In Ohio Valley Nat. Bank v. Hulitt, 204 U. S. 162, with regard to a policy of the United States government, which would be applicable to a State case, such as the one under consideration, that court at page 168 said:
“Assuming then the established doctrine to be that the mere pledgee of national bank stock cannot be held liable as a shareholder so long as the shares are not registered in his name, although an irresponsible person has been selected as the registered shareholder, we deem it equally settled, both from the terms of the statute attaching the liability and the decisions which have construed the act, that the real owner of the shares may be held responsible, although in fact the shares are not registered in his name. As to such owner the law looks through subterfuges and apparent ownerships and fastens the liability upon the shareholder to whom the shares really belong.”
It is quite apparent from a reading of this bill that certain defendants herein made an endeavor to conceal or cover up their liability to the complainants. To dismiss the complaint at this time would prevent plaintiffs from investigating in an endeavor to discover what had happened to their deposits. Courts should assist and encourage rather than discourage the necessary procedure to bring to light an alleged wrong.
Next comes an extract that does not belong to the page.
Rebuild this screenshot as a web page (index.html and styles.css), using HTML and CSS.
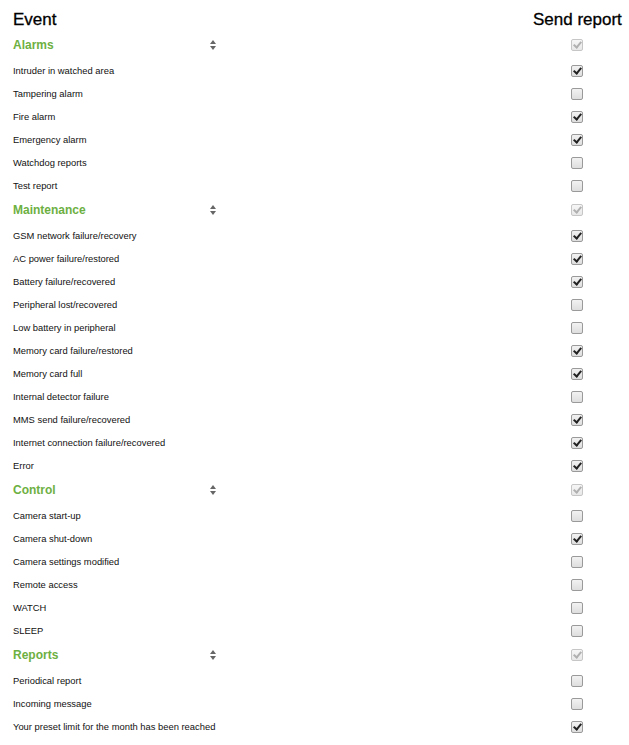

We think the bill of complaint states a cause of action. The motions to dismiss in some instances recite facts dehors the record which can only be set up in an answer or pleading other than a motion to strike. If the facts are true, and we must assume they are for the purposes of the motion to dismiss which was made in this case, then a court of equity is the proper tribunal before whom the creditors of this bank should be permitted to prove what they allege in their complaint.
It is well to remember that ch. 110, par. 166, sec. 42, subsec. (2), Ill. Rev. Stat. 1937 [Jones Ill. Stats. Ann. 110.042], provides:
“ (2) No pleading shall be deemed bad in substance which shall contain such information as shall reasonably inform the opposite party of the nature of the claim or defense which he is called upon to meet.”
We think it unnecessary to discuss in detail all the questions which are raised by the various counsel in their respective motions to dismiss, as many of the questions are repetitious and have been passed upon time and again by our courts. Such motions to dismiss are equivalent to demurrers. Suffice it to say that a perusal of this bill shows that it is sufficient to require an answer to be filed thereto, so that the facts concerning the allegations may be developed and we think the court erred in dismissing the bill of complaint.
For the reasons herein given the order of the superior court is reversed and the cause is remanded with directions to enter an order on defendants to answer the bill.
Order reversed and cause remanded with directions.
Hebel, J., concurs, Burke, J. took no part.